Kyaka II settlement was established in 2005 to receive the remaining population of Kyaka I following the mass repatriation of Rwandan refugees the same year. After this movement, Kyaka I was closed after 21 years of operations. Renewed violence in the Democratic Republic of Congo (DRC) in mid-December 2017 led to a new refugee influx into Uganda, with an estimated 17,000 new refugee arrivals in Kyaka II.
This brought the settlement's population to roughly 62,535 as of early June 2018.
Gaps & Challenges
Food rations distributed to refugees are reportedly insufficient to last for a month leading to the FGD participants highlighting they reduce their daily food consumption to one meal per day. Moreover, food distributions were reported by the refugees to often be delayed further forcing them to limit their daily food consumption in order for the ration to last them the month. Additionally, refugees emphasized a lack of access to land for agricultural use further exacerbates their food insecurity as they cannot cultivate crops to compensate for the lack of food.

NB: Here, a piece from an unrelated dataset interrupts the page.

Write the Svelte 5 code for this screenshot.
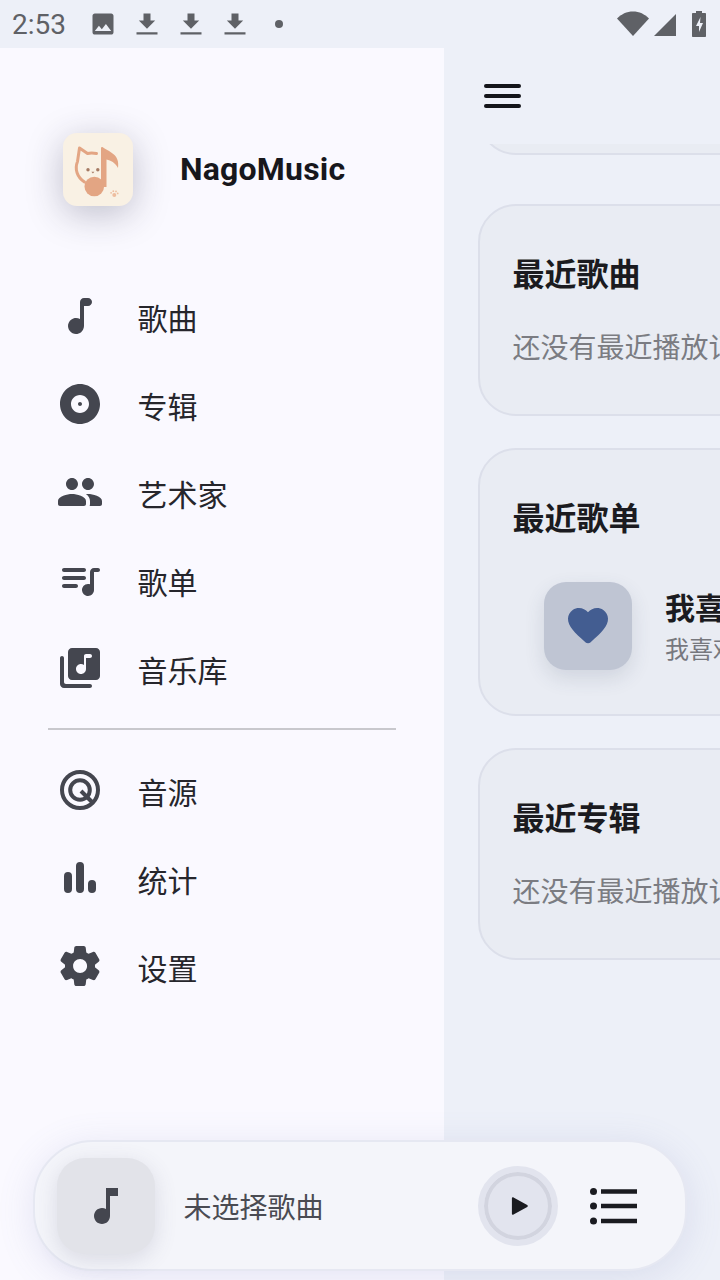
<script lang="ts">
  const paths: Record<string, string> = {
    note: "M12 5v8.55c-.94-.54-2.1-.75-3.33-.32-1.34.47-2.37 1.67-2.61 3.07-.46 2.74 1.86 5.08 4.59 4.65 1.96-.31 3.35-2.11 3.35-4.1V7h2c1.1 0 2-.9 2-2s-.9-2-2-2h-2c-1.1 0-2 .9-2 2z",
    album: "M12 2C6.48 2 2 6.48 2 12s4.48 10 10 10 10-4.48 10-10S17.52 2 12 2zm0 14.5c-2.49 0-4.5-2.01-4.5-4.5S9.51 7.5 12 7.5s4.5 2.01 4.5 4.5-2.01 4.5-4.5 4.5zm0-5.5c-.55 0-1 .45-1 1s.45 1 1 1 1-.45 1-1-.45-1-1-1z",
    people: "M16 11c1.66 0 2.99-1.34 2.99-3S17.66 5 16 5s-3 1.34-3 3 1.34 3 3 3zm-8 0c1.66 0 2.99-1.34 2.99-3S9.66 5 8 5 5 6.34 5 8s1.34 3 3 3zm0 2c-2.33 0-7 1.17-7 3.5V18c0 .55.45 1 1 1h12c.55 0 1-.45 1-1v-1.5c0-2.33-4.67-3.5-7-3.5zm8 0c-.29 0-.62.02-.97.05.02.01.03.03.04.04 1.14.83 1.93 1.94 1.93 3.41V18c0 .35-.07.69-.18 1H22c.55 0 1-.45 1-1v-1.5c0-2.33-4.67-3.5-7-3.5z",
    queue: "M14 6H4c-.55 0-1 .45-1 1s.45 1 1 1h10c.55 0 1-.45 1-1s-.45-1-1-1zm0 4H4c-.55 0-1 .45-1 1s.45 1 1 1h10c.55 0 1-.45 1-1s-.45-1-1-1zM4 16h6c.55 0 1-.45 1-1s-.45-1-1-1H4c-.55 0-1 .45-1 1s.45 1 1 1zM19 6c-1.1 0-2 .9-2 2v6.18c-.31-.11-.65-.18-1-.18-1.84 0-3.28 1.64-2.95 3.54.21 1.21 1.2 2.2 2.41 2.41 1.9.33 3.54-1.11 3.54-2.95V8h2c.55 0 1-.45 1-1s-.45-1-1-1h-3z",
    library: "M20 2H8c-1.1 0-2 .9-2 2v12c0 1.1.9 2 2 2h12c1.1 0 2-.9 2-2V4c0-1.1-.9-2-2-2zm-3 5h-2v5.5c0 1.38-1.12 2.5-2.5 2.5S10 13.88 10 12.5s1.12-2.5 2.5-2.5c.57 0 1.08.19 1.5.51V6c0-.55.45-1 1-1h2c.55 0 1 .45 1 1s-.45 1-1 1zM3 6c-.55 0-1 .45-1 1v13c0 1.1.9 2 2 2h13c.55 0 1-.45 1-1s-.45-1-1-1H5c-.55 0-1-.45-1-1V7c0-.55-.45-1-1-1z",
    bars: "M4 11a2 2 0 0 1 4 0v6.500a2 2 0 0 1-4 0zM10 6a2 2 0 0 1 4 0v11.500a2 2 0 0 1-4 0zM16 15a2 2 0 0 1 4 0v2.500a2 2 0 0 1-4 0z",
    settings: "M19.5 12c0-.23-.01-.45-.03-.68l1.86-1.41c.4-.3.51-.86.26-1.3l-1.87-3.23c-.25-.44-.79-.62-1.25-.42l-2.15.91c-.37-.26-.76-.49-1.17-.68l-.29-2.31c-.06-.5-.49-.88-.99-.88h-3.73c-.51 0-.94.38-1 .88l-.29 2.31c-.41.19-.8.42-1.17.68l-2.15-.91c-.46-.2-1-.02-1.25.42L2.41 8.62c-.25.44-.14.99.26 1.3l1.86 1.41c-.02.22-.03.44-.03.67s.01.45.03.68l-1.86 1.41c-.4.3-.51.86-.26 1.3l1.87 3.23c.25.44.79.62 1.25.42l2.15-.91c.37.26.76.49 1.17.68l.29 2.31c.06.5.49.88.99.88h3.73c.5 0 .93-.38.99-.88l.29-2.31c.41-.19.8-.42 1.17-.68l2.15.91c.46.2 1 .02 1.25-.42l1.87-3.23c.25-.44.14-.99-.26-1.3l-1.86-1.41c.03-.23.04-.45.04-.68zm-7.46 3.5c-1.93 0-3.5-1.57-3.5-3.5s1.57-3.5 3.5-3.5 3.5 1.57 3.5 3.5-1.57 3.5-3.5 3.5z"
  };

  const groupA = [
    { icon: "note", label: "歌曲" },
    { icon: "album", label: "专辑" },
    { icon: "people", label: "艺术家" },
    { icon: "queue", label: "歌单" },
    { icon: "library", label: "音乐库" }
  ];
  const groupB = [
    { icon: "source", label: "音源" },
    { icon: "bars", label: "统计" },
    { icon: "settings", label: "设置" }
  ];
</script>

<div class="screen">
  <header class="status">
    <span class="clock">2:53</span>
    <svg class="st-img" viewBox="0 0 24 24"><path d="M21 19V5c0-1.1-.9-2-2-2H5c-1.1 0-2 .9-2 2v14c0 1.1.9 2 2 2h14c1.1 0 2-.9 2-2zM8.5 13.5l2.5 3.01L14.5 12l4.5 6H5l3.5-4.5z"/></svg>
    {#each [0, 1, 2] as _}
      <svg class="st-dl" viewBox="0 0 24 24"><path d="M19 9h-4V3H9v6H5l7 7 7-7zM3 19h18v2H3v-2z"/></svg>
    {/each}
    <span class="st-dot"></span>
    <span class="st-space"></span>
    <svg class="st-wifi" viewBox="0 0 32 25"><path d="M0 7.5C4.2 3 9.8.4 16 .4S27.800 3 32 7.500L16 25z"/></svg>
    <svg class="st-signal" viewBox="0 0 22 22"><path d="M22 0v22H0z"/></svg>
    <svg class="st-batt" viewBox="0 0 14 26"><path fill-rule="evenodd" d="M4 0h6v2h3c.6 0 1 .4 1 1v22c0 .6-.4 1-1 1H1c-.6 0-1-.4-1-1V3c0-.6.4-1 1-1h3zM8.500 6 4 15h3v6l4-9H8z"/></svg>
  </header>

  <div class="body">
    <aside class="drawer">
      <div class="brand">
        <div class="logo">
          <svg viewBox="0 0 70 73">
            <path d="M21.500 49C14 44 11.500 36 14.500 28.500L16.500 15 24.500 20.500C27 19.800 30 19.800 33.500 20.500" fill="none" stroke="#e3a583" stroke-width="3" stroke-linecap="round" stroke-linejoin="round"/>
            <circle cx="31.300" cy="53.500" r="9.800" fill="#e3a583"/>
            <path d="M38 54V15c0-1 1-1.300 1.800-.7C45 18.500 57.500 21 55 35 52 29.500 48 27.500 43.500 26.500V54z" fill="#e3a583"/>
            <circle cx="25" cy="36.800" r="1.700" fill="#a57a63"/>
            <circle cx="34.800" cy="36.800" r="1.700" fill="#a57a63"/>
            <path d="M28.400 38.800h3l-1.500 1.700z" fill="#a57a63"/>
            <circle cx="51.300" cy="62" r="2" fill="#eebd9f"/>
            <circle cx="48.100" cy="59.800" r=".9" fill="#eebd9f"/>
            <circle cx="50.300" cy="58.200" r=".9" fill="#eebd9f"/>
            <circle cx="53" cy="58.400" r=".9" fill="#eebd9f"/>
            <circle cx="54.700" cy="60.400" r=".9" fill="#eebd9f"/>
          </svg>
        </div>
        <span class="brand-name">NagoMusic</span>
      </div>

      <nav class="group">
        {#each groupA as item}
          <div class="item">
            <svg class="icon" viewBox="0 0 24 24"><path d={paths[item.icon]}/></svg>
            <span>{item.label}</span>
          </div>
        {/each}
      </nav>
      <div class="rule"></div>
      <nav class="group">
        {#each groupB as item}
          <div class="item">
            {#if item.icon === "source"}
              <svg class="icon ring" viewBox="0 0 24 24">
                <circle cx="12" cy="12" r="9"/>
                <circle cx="12" cy="12" r="4.900"/>
                <path d="M12.500 12.500 18 18"/>
              </svg>
            {:else}
              <svg class="icon" viewBox="0 0 24 24"><path d={paths[item.icon]}/></svg>
            {/if}
            <span>{item.label}</span>
          </div>
        {/each}
      </nav>
    </aside>

    <main class="main">
      <div class="topbar">
        <button class="burger" aria-label="menu"><i></i><i></i><i></i></button>
      </div>
      <div class="scroll">
        <section class="card stub"></section>

        <section class="card first">
          <h2>最近歌曲</h2>
          <p class="empty">还没有最近播放记录</p>
        </section>

        <section class="card">
          <h2>最近歌单</h2>
          <div class="playlist">
            <div class="cover">
              <svg viewBox="0 0 24 24"><path d="M13.350 20.130c-.76.69-1.930.69-2.690-.01l-.11-.1C5.300 15.270 1.870 12.160 2 8.280c.06-1.700.93-3.330 2.340-4.290 2.640-1.800 5.900-.96 7.660 1.100 1.760-2.060 5.020-2.910 7.660-1.100 1.410.96 2.280 2.590 2.340 4.290.14 3.880-3.300 6.990-8.550 11.760l-.1.090z"/></svg>
            </div>
            <div class="pl-text">
              <strong>我喜欢的音乐</strong>
              <small>我喜欢的音乐</small>
            </div>
          </div>
        </section>

        <section class="card">
          <h2>最近专辑</h2>
          <p class="empty">还没有最近播放记录</p>
        </section>
      </div>
    </main>
  </div>

  <div class="player">
    <div class="art">
      <svg viewBox="0 0 24 24"><path d="M12 3v10.550c-.59-.34-1.270-.55-2-.55-2.210 0-4 1.790-4 4s1.790 4 4 4 4-1.790 4-4V7h4V3h-6z"/></svg>
    </div>
    <span class="track">未选择歌曲</span>
    <button class="play" aria-label="play">
      <svg viewBox="0 0 20 22"><path d="M1 2.500c0-1 1-1.500 1.800-1L18 10c.9.500.9 1.500 0 2L2.800 20.500c-.8.500-1.800 0-1.800-1z"/></svg>
    </button>
    <button class="queue" aria-label="queue">
      <svg viewBox="0 0 47 36"><circle cx="3.500" cy="3.500" r="3.500"/><circle cx="3.500" cy="18" r="3.500"/><circle cx="3.500" cy="33" r="3.500"/><path d="M11 1.200h36v4.600H11zM11 15.700h36v4.600H11zM11 30.700h36v4.600H11z"/></svg>
    </button>
  </div>
</div>

<style>
  :global(body) {
    margin: 0;
    background: #edf0f8;
  }

  .screen {
    position: relative;
    width: 720px;
    height: 1280px;
    overflow: hidden;
    background: #edf0f8;
    font-family: Roboto, "Noto Sans CJK SC", sans-serif;
    color: #1b1b20;
  }

  .status {
    display: flex;
    align-items: center;
    height: 48px;
    padding: 0 14px 0 12px;
    box-sizing: border-box;
    fill: #5f6166;
    color: #5f6166;
  }
  .clock {
    font-size: 28px;
    width: 76px;
  }
  .st-img {
    width: 28px;
    height: 28px;
    margin-left: 1px;
  }
  .st-dl {
    width: 28px;
    height: 28px;
    margin-left: 16px;
  }
  .st-dot {
    width: 8px;
    height: 8px;
    border-radius: 50%;
    background: #5f6166;
    margin-left: 26px;
  }
  .st-space {
    flex: 1;
  }
  .st-wifi {
    width: 32px;
    height: 25px;
    margin-top: -1px;
  }
  .st-signal {
    width: 22px;
    height: 22px;
    margin-left: 5px;
    margin-top: 2px;
  }
  .st-batt {
    width: 14px;
    height: 26px;
    margin-left: 16px;
  }

  .body {
    display: flex;
    height: 1232px;
  }

  .drawer {
    flex: 0 0 444px;
    background: #faf9ff;
    display: flex;
    flex-direction: column;
  }
  .brand {
    display: flex;
    align-items: center;
    gap: 47px;
    height: 224px;
    padding: 19px 0 0 63px;
    box-sizing: border-box;
  }
  .logo {
    width: 70px;
    height: 73px;
    background: #f9f1e4;
    border-radius: 14px;
    box-shadow: 0 8px 36px rgba(40, 40, 70, 0.28);
  }
  .logo svg {
    display: block;
    width: 100%;
    height: 100%;
  }
  .brand-name {
    font-size: 32px;
    font-weight: 700;
    letter-spacing: 0.2px;
    color: #17171c;
    margin-top: -2px;
  }

  .group {
    display: flex;
    flex-direction: column;
  }
  .item {
    display: flex;
    align-items: center;
    gap: 33.5px;
    height: 88px;
    padding-left: 56px;
    font-size: 30px;
    color: #26262c;
  }
  .item span {
    margin-top: 2px;
  }
  .icon {
    width: 48px;
    height: 48px;
    fill: #44464f;
  }
  .ring {
    fill: none;
    stroke: #44464f;
    stroke-width: 2;
  }
  .rule {
    height: 2px;
    margin: 16px 48px;
    background: #c8c8cd;
  }

  .main {
    flex: 1;
    min-width: 0;
    display: flex;
    flex-direction: column;
    overflow: hidden;
  }
  .topbar {
    height: 96px;
    flex: none;
    display: flex;
    align-items: center;
    padding-left: 40px;
  }
  .burger {
    display: flex;
    flex-direction: column;
    gap: 6px;
    width: 37px;
    padding: 0;
    border: 0;
    background: none;
  }
  .burger i {
    display: block;
    height: 4px;
    border-radius: 2px;
    background: #14151a;
  }
  .scroll {
    flex: 1;
    overflow: hidden;
    padding-left: 34px;
    display: flex;
    flex-direction: column;
    gap: 32px;
  }
  .card {
    flex: none;
    width: 640px;
    box-sizing: border-box;
    padding: 49px 32.5px 45px;
    background: #e9ecf3;
    border: 2px solid #dcdfea;
    border-radius: 38px;
  }
  .stub {
    height: 100px;
    margin-top: -89px;
  }
  .first {
    margin-top: 17px;
  }
  h2 {
    margin: 0;
    font-size: 32px;
    line-height: 40px;
    font-weight: 700;
    color: #1b1b20;
  }
  .empty {
    margin: 34px 0 0;
    font-size: 28px;
    line-height: 40px;
    color: #7b7c82;
    white-space: nowrap;
  }
  .playlist {
    display: flex;
    align-items: center;
    gap: 33px;
    margin: 43px 0 -1px 31.5px;
  }
  .cover {
    width: 88px;
    height: 88px;
    flex: none;
    border-radius: 22px;
    background: #bfc5d3;
    box-shadow: 0 8px 20px rgba(60, 70, 100, 0.14);
    display: flex;
    align-items: center;
    justify-content: center;
  }
  .cover svg {
    width: 48px;
    height: 48px;
    fill: #435d91;
  }
  .pl-text {
    display: flex;
    flex-direction: column;
    gap: 3px;
    margin-top: 3px;
  }
  .pl-text strong {
    font-size: 30px;
    line-height: 42px;
    color: #1b1b20;
    white-space: nowrap;
  }
  .pl-text small {
    font-size: 24px;
    line-height: 34px;
    color: #77787e;
    white-space: nowrap;
  }

  .player {
    position: absolute;
    left: 33px;
    top: 1140px;
    width: 654px;
    height: 131px;
    box-sizing: border-box;
    padding: 0 48px 0 22px;
    display: flex;
    align-items: center;
    background: #f4f5fa;
    border: 2px solid #e6e8f2;
    border-radius: 60px;
    box-shadow: 0 6px 36px rgba(110, 120, 180, 0.16);
  }
  .art {
    width: 98px;
    height: 96px;
    flex: none;
    border-radius: 28px;
    background: #e2e3e9;
    box-shadow: 0 6px 22px rgba(80, 80, 110, 0.16);
    display: flex;
    align-items: center;
    justify-content: center;
  }
  .art svg {
    width: 48px;
    height: 48px;
    fill: #44464f;
  }
  .track {
    flex: 1;
    margin-left: 28.5px;
    font-size: 28px;
    color: #4a4b52;
  }
  .play {
    width: 80px;
    height: 80px;
    flex: none;
    padding: 0;
    box-sizing: border-box;
    border-radius: 50%;
    border: 6px solid #e2e4ee;
    background: #e2e4ee;
    box-shadow: inset 0 0 0 4px #d2d4df;
    display: flex;
    align-items: center;
    justify-content: center;
  }
  .play svg {
    width: 18px;
    height: 20px;
    margin-left: 3px;
    fill: #1a1b20;
  }
  .queue {
    width: 47px;
    height: 36px;
    flex: none;
    margin-left: 32px;
    padding: 0;
    border: 0;
    background: none;
  }
  .queue svg {
    display: block;
    width: 47px;
    height: 36px;
    fill: #1a1b20;
    overflow: visible;
  }
</style>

The high tuition fees mean many parents cannot afford putting their children through school or are forced to sell some of their food items and non-food items (NFIs) to acquire more money. There are few schools available in and around the settlement attended by both refugees and nationals, which has led to high overcrowding in classrooms, which combined with the high pupil to teacher ratios, seriously inhibits students’ learning capacities. Moreover, language barriers between teachers and students has increased the poor performance of students.
Both refugees and nationals reported an insufficient number of boreholes in and around the settlement and overall potable water sources. The few that exist are located far away forcing them to walk long distances to reach the sources and creates challenges with regards to transporting the water back to their homes. This is particularly an issue for persons with special needs (PSNs), who often struggle with mobility. Water points are overcrowded leading to long waiting hours. Moreover, refugees emphasized poor latrine coverage around the settlement resulting in open defecation particularly amongst young children and thus increasing the risks of illnesses and sanitation and hygiene issues.
Refugees reported a lack of access to land for agricultural use combined with a lack of agricultural inputs for those who have managed to access some little land, which prevents them from earning an income through agricultural practices. Furthermore, both nationals and refugees have limited access to vocational trainings and access to capital preventing them from starting small scale businesses and thus from achieving self-reliance.
Refugees reported that despite having arrived to the settlement over a month ago they are still living in emergency shelters and not yet been provided with semi-permanent shelters. This is particularly an issue with the heavy rains where refugees reported the shelters often leak.
Health centers refugees and nationals access to receive treatment are ill-equipped lacking in beds, examination equipment, medication and health workers. This severely reduces the quality of services available. Participants reported it often leads to issues of misdiagnosis deteriorated for refugees due to language barriers between them and the doctors.